It was a new one on me. Richard Paterson seemed almost nervous, or certainly less like his usual ebullient self. The pale straw liquid dropped into the glasses and instead of his usual informed introduction, he just sat back. ”Let’s have a look,” he said quietly. It was the first of many surprises. Not just Paterson’s demeanour but the liquid itself - for starters, the colour was extraordinarily light. There was no smoke on the nose. Where was the weight and power that was expected? “I know,” he said, the smile returning. “Amazing isn’t it?”
We’ve been monitoring this story from the moment when, in 2007, three cases of whisky were discovered underneath the Antarctic hut which was base for Ernest Shackleton’s 1907 attempt on the South Pole. They contained the last remaining stock of the 25 cases which had been provided to the expedition by Edinburgh-based blender and broker Chas. Mackinlay (now owned by W&M). Though Shackleton failed to be the first man to reach the South Pole he managed to get close, when bad weather forced him to turn back he got his whole team home safely, hurriedly abandoning the hut with supplies, most of their clothes and the whisky.
The whisky was forgotten, almost like Shackleton himself. There is something very British about the manner in which the ill-prepared Robert Scott is considered the hero of the Antarctic while Irish-born Shackleton who lived to tell the tale has, until recently, been little more than a footnote.
Yet here is a liquid connection. Looking at the pale liquid I can imagine them huddled round their little pot stoves, eating penguin eggs and drinking whisky to keep their spirits up. It would have produced moments of reverie, jokes, thoughts of home, though who can say what went through their minds as the heat of the spirit warmed their bodies?
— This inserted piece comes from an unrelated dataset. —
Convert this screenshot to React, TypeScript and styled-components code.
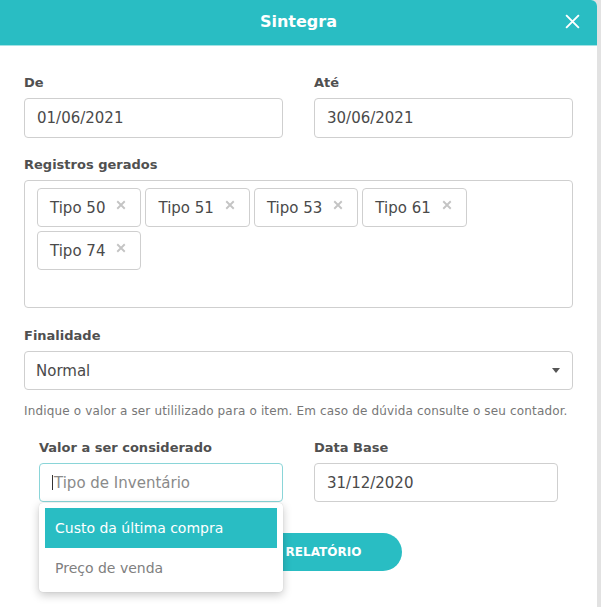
import React from "react";
import styled, { createGlobalStyle } from "styled-components";

const TEAL = "#29bdc3";
const FONT = `"DejaVu Sans", "Liberation Sans", sans-serif`;

const GlobalStyle = createGlobalStyle`
  html, body {
    margin: 0;
    padding: 0;
    background: #e2e2e2;
    font-family: ${FONT};
  }
  * { box-sizing: border-box; }
`;

const Modal = styled.div`
  width: 597px;
  min-height: 640px;
  background: #ffffff;
  border-top-right-radius: 6px;
  overflow: hidden;
`;

const Header = styled.header`
  height: 46px;
  background: ${TEAL};
  border-bottom: 1px solid #a3e2e4;
  display: grid;
  grid-template-columns: 1fr auto 1fr;
  align-items: center;
  padding: 0 16px 0 16px;
`;

const Title = styled.h1`
  grid-column: 2;
  margin: 0;
  font-size: 16px;
  font-weight: 700;
  color: #ffffff;
  padding-bottom: 3px;
`;

const CloseButton = styled.button`
  grid-column: 3;
  justify-self: end;
  width: 18px;
  height: 18px;
  border: 0;
  padding: 0;
  background: transparent;
  display: flex;
  align-items: center;
  justify-content: center;
  margin-bottom: 2px;
`;

const Body = styled.div`
  padding: 29px 24px 0 24px;
  display: flex;
  flex-direction: column;
`;

const Row = styled.div<{ $mt?: number }>`
  display: grid;
  grid-template-columns: 1fr 1fr;
  column-gap: 31px;
  margin-top: ${(p) => p.$mt ?? 0}px;
`;

const Field = styled.div<{ $mt?: number }>`
  display: flex;
  flex-direction: column;
  position: relative;
  margin-top: ${(p) => p.$mt ?? 0}px;
`;

const Label = styled.label`
  font-size: 13px;
  line-height: 16px;
  font-weight: 700;
  color: #505050;
  margin-bottom: 7px;
`;

const InputBox = styled.div<{ $focused?: boolean; $h?: number }>`
  height: ${(p) => p.$h ?? 40}px;
  border: 1px solid ${(p) => (p.$focused ? "#8ad5d8" : "#cfcfcf")};
  border-radius: 4px;
  display: flex;
  align-items: center;
  padding: 0 12px;
  font-size: 15px;
  color: #4a4a4a;
  background: #fff;
`;

const Placeholder = styled.span`
  color: #8a8a8a;
  font-size: 15px;
`;

const Caret = styled.span`
  display: inline-block;
  width: 1px;
  height: 15px;
  background: #333;
  margin-right: 1px;
`;

const TagBox = styled.div`
  height: 128px;
  border: 1px solid #cfcfcf;
  border-radius: 4px;
  padding: 7px 12px;
  display: flex;
  flex-wrap: wrap;
  align-content: flex-start;
  gap: 4px;
`;

const Tag = styled.div`
  height: 39px;
  border: 1px solid #cfcfcf;
  border-radius: 4px;
  display: flex;
  align-items: center;
  padding: 0 14px 0 12px;
  gap: 11px;
  font-size: 15px;
  color: #4a4a4a;
`;

const TagRemove = styled.span`
  display: flex;
  margin-top: -5px;
`;

const SelectBox = styled(InputBox)`
  justify-content: space-between;
  padding: 0 12px 0 11px;
`;

const Help = styled.p`
  margin: 14px 0 0 0;
  font-size: 12px;
  letter-spacing: 0.15px;
  line-height: 14px;
  color: #777;
  white-space: nowrap;
`;

const Section = styled.div`
  padding: 0 15px;
  margin-top: 22px;
  display: flex;
  flex-direction: column;
`;

const Dropdown = styled.ul`
  position: absolute;
  top: calc(100% + 1px);
  left: 0;
  right: 0;
  margin: 0;
  list-style: none;
  padding: 5px 6px 4px;
  background: #fff;
  border-radius: 4px;
  box-shadow: 0 3px 10px rgba(0, 0, 0, 0.22), 0 0 1px rgba(0, 0, 0, 0.2);
  z-index: 2;
`;

const Option = styled.li<{ $active?: boolean }>`
  height: 40px;
  display: flex;
  align-items: center;
  padding: 0 10px;
  font-size: 14px;
  color: ${(p) => (p.$active ? "#fff" : "#808080")};
  background: ${(p) => (p.$active ? TEAL : "transparent")};
`;

const Actions = styled.div`
  display: flex;
  justify-content: center;
  margin-top: 31px;
`;

const PrimaryButton = styled.button`
  width: 206px;
  height: 38px;
  border: 0;
  border-radius: 19px;
  background: ${TEAL};
  color: #fff;
  font-family: ${FONT};
  font-size: 12px;
  font-weight: 700;
`;

const XIcon = ({ size, color, w }: { size: number; color: string; w: number }) => (
  <svg width={size} height={size} viewBox="0 0 16 16">
    <path d="M2 2 L14 14 M14 2 L2 14" stroke={color} strokeWidth={w} strokeLinecap="butt" fill="none" />
  </svg>
);

const tags = ["Tipo 50", "Tipo 51", "Tipo 53", "Tipo 61", "Tipo 74"];

export default function App() {
  return (
    <>
      <GlobalStyle />
      <Modal>
        <Header>
          <Title>Sintegra</Title>
          <CloseButton aria-label="Fechar">
            <XIcon size={17} color="#fff" w={1.8} />
          </CloseButton>
        </Header>
        <Body>
          <Row>
            <Field>
              <Label>De</Label>
              <InputBox>01/06/2021</InputBox>
            </Field>
            <Field>
              <Label>Até</Label>
              <InputBox>30/06/2021</InputBox>
            </Field>
          </Row>
          <Field $mt={19}>
            <Label>Registros gerados</Label>
            <TagBox>
              {tags.map((t) => (
                <Tag key={t}>
                  {t}
                  <TagRemove>
                    <XIcon size={10} color="#c4c4c4" w={3} />
                  </TagRemove>
                </Tag>
              ))}
            </TagBox>
          </Field>
          <Field $mt={20}>
            <Label>Finalidade</Label>
            <SelectBox $h={39}>
              Normal
              <svg width="8" height="5" viewBox="0 0 8 5">
                <path d="M0 0 L8 0 L4 5 Z" fill="#555" />
              </svg>
            </SelectBox>
          </Field>
          <Help>
            Indique o valor a ser utililizado para o item. Em caso de dúvida consulte o seu contador.
          </Help>
          <Section>
            <Row>
              <Field>
                <Label>Valor a ser considerado</Label>
                <InputBox $focused $h={39}>
                  <Caret />
                  <Placeholder>Tipo de Inventário</Placeholder>
                </InputBox>
                <Dropdown>
                  <Option $active>Custo da última compra</Option>
                  <Option>Preço de venda</Option>
                </Dropdown>
              </Field>
              <Field>
                <Label>Data Base</Label>
                <InputBox $h={39}>31/12/2020</InputBox>
              </Field>
            </Row>
            <Actions>
              <PrimaryButton>GERAR RELATÓRIO</PrimaryButton>
            </Actions>
          </Section>
        </Body>
      </Modal>
    </>
  );
}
Looking at it now, there’s a chill in the spine.
When I’d met Paterson on the day three bottles arrived back in Scotland for scientific analysis he was still unclear what they even were: blend, blended malt or single malt. Now, after archival research it transpires that this example of “Mackinlay’s Rare Old Highland Malt” was from the Glen Mhor distillery in Inverness that had been bottled in 1907, at approximately 10 years of age and at 47.3%.
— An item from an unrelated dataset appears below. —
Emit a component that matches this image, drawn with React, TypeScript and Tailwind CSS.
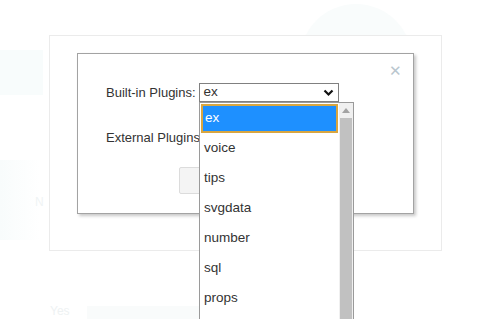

It had been lightly peated with Orcadian peat being used.
“My first concern was that 100 years under the ice might have meant the colour might have fallen out or that the whisky might have gone cloudy,” says Paterson. “But it was as clear as a bell.” Further analysis showed it hadn’t been coloured and that a mix of woods was likely to have been been used.
There is a commonly held assumption that all Victorian whiskies were heavier than today’s expressions; that in days before bourbon casks were common, that sherry would have had a dominant part to play; that peat would have been more assertive. Here was a chance to test these beliefs and it showed them to be false. This was light, floral and estery with a touch of marzipan, light oiliness and only a hint of incense like smoke and, incredibly, had retained its freshness in the freezer.
Paterson then pours another sample, his replica of the original. “I had three issues to deal with to make this as accurate as possible,” he explains. “The age was to be between six and 10, it had to have light smoke and a mix of woods, and the aromas you see in the original.” To make the task trickier Glen Mhor was demolished in 1983. “I did have one cask of Glen Mhor,” he replies. “Amazingly, the cask number was 1907.”
The replica therefore is a blended malt using that Glen Mhor alongside a heavily peated Dalmore, Tamnavulin and a Jura aged in Limousin oak.
It’s an amazingly close reworking of the original sharing its delicacy of nature and charm and wispy smokiness. 50,000 bottles have been made with five per cent of the proceeds being donated to the Antarctic Heritage Trust swelling their coffers by a hoped for £250,000.
There’s no doubt that the replica is evidence of Paterson’s skill, but is it the same whisky? No. But it never could be. The past is the past. We can (and should) learn from it, but we cannot ever relive it. Any attempt in the 21st century to replicate something which happened 100 or more years ago is shifting of perspective which utterly changes the reality and sanctity of the past. So, while Paterson has authentically reproduced the flavours of the original, it would be beyond even his skill to recreate the whisky itself. Glen Mhor is no more and with it has gone its coal fires, its peated barley, its yeast, its people. The original whisky teaches us a huge amount about a Victorian mindset. Its replication is a homage to its makers and to Ernest Shackleton.